The new enemy is radical Islam, driven by both ideology and nationalism, and embodied by al-Qa'ida, its fury directed against the West in general and the US in particular. Already the "war on terror" has led America to embrace a new doctrine of preventive war. In its name, the US has invaded two countries - Afghanistan and Iraq - and some urge it to attack others. This amorphous conflict has already lasted longer than the Korean War and US involvement in the Second World War, and this may be only the beginning.

For George Bush and his promises, 2005 has not been a vintage year. But in the "war on terror", in one respect at least, he has been as good as his word. "Our response involves far more than instant retaliation and isolated strikes," he told Congress nine days after the attacks. "Americans should not expect one battle, but a lengthy campaign, unlike any other we have ever seen."

And so it has been - and much has been accomplished. The al-Qa'ida of 11 September 2001, it may be argued, no longer exists. Its leadership has been decimated. In Afghanistan, the Taliban regime that long gave Osama bin Laden shelter has been swept away. Intermittently, Bin Laden and his deputy, Ayman al-Zawahiri, issue videos and audio tapes, sometimes taunting, sometimes menacing, but whose main practical purpose is to remind the world they are still at large.

The pair are assumed to be penned up in the tribal lands and mountain fastnesses of the Afghan-Pakistan border, their communications uncertain at best, their control over their followers a matter of increasing debate. Regularly, reports surface that Bin Laden is dead or dying, and that Zawahiri is the senior operational figure of the old guard.

In their place, a new terrorist reality is emerging, of a network of groups perhaps less sophisticated than al-Qa'ida in its prime, but no less difficult to counter. It is inspired by Bin Laden but probably no longer run by him. Even between al-Qa'ida and Abu Musab al-Zarqawi in Iraq, its best known field commander and a former Bin Laden protoge, the relationship is unclear. Some counter-terrorism experts now see Zarqawi as the most important figure in the movement.

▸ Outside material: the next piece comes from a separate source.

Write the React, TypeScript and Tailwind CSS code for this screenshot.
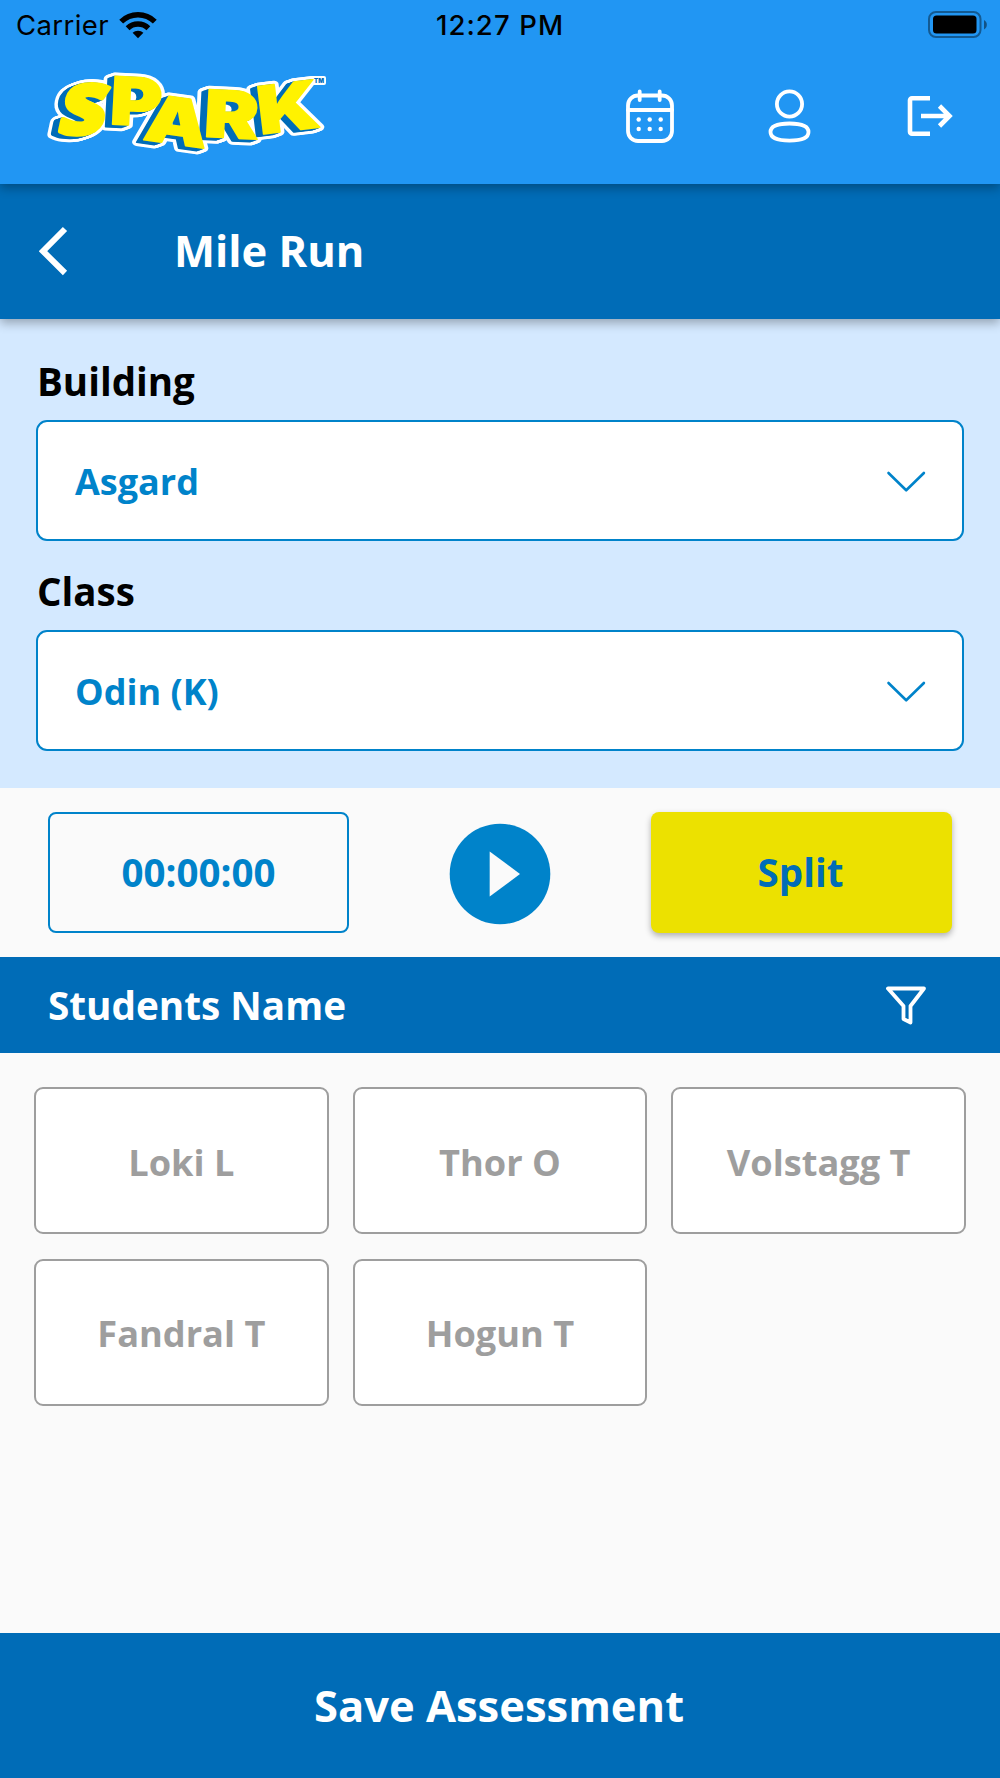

Confirmation of a kind came last summer with a letter, purporting to be from Zawahiri to Zarqawi, that fell into US hands in Iraq. In it, the old commander complains that Zarqawi's brutal methods, the videotaped beheadings of hostages and the rest, alienate ordinary Muslims and reduce radical Islam's appeal.

In some respects, military success against the terrorists has made the job of fighting them harder. Now there are new adversaries, less well known to intelligence services, with fluid command structures and ad hoc alliances that are hard to expose. The old al-Qa'ida and its allies have the ability to strike targets almost anywhere in the world: a nightclub in Bali, commuter trains in Madrid, Underground trains and a bus in London, banks and consulates in Istanbul, foreigners' compounds in Saudi Arabia, and a wedding party at a hotel in Amman, Jordan.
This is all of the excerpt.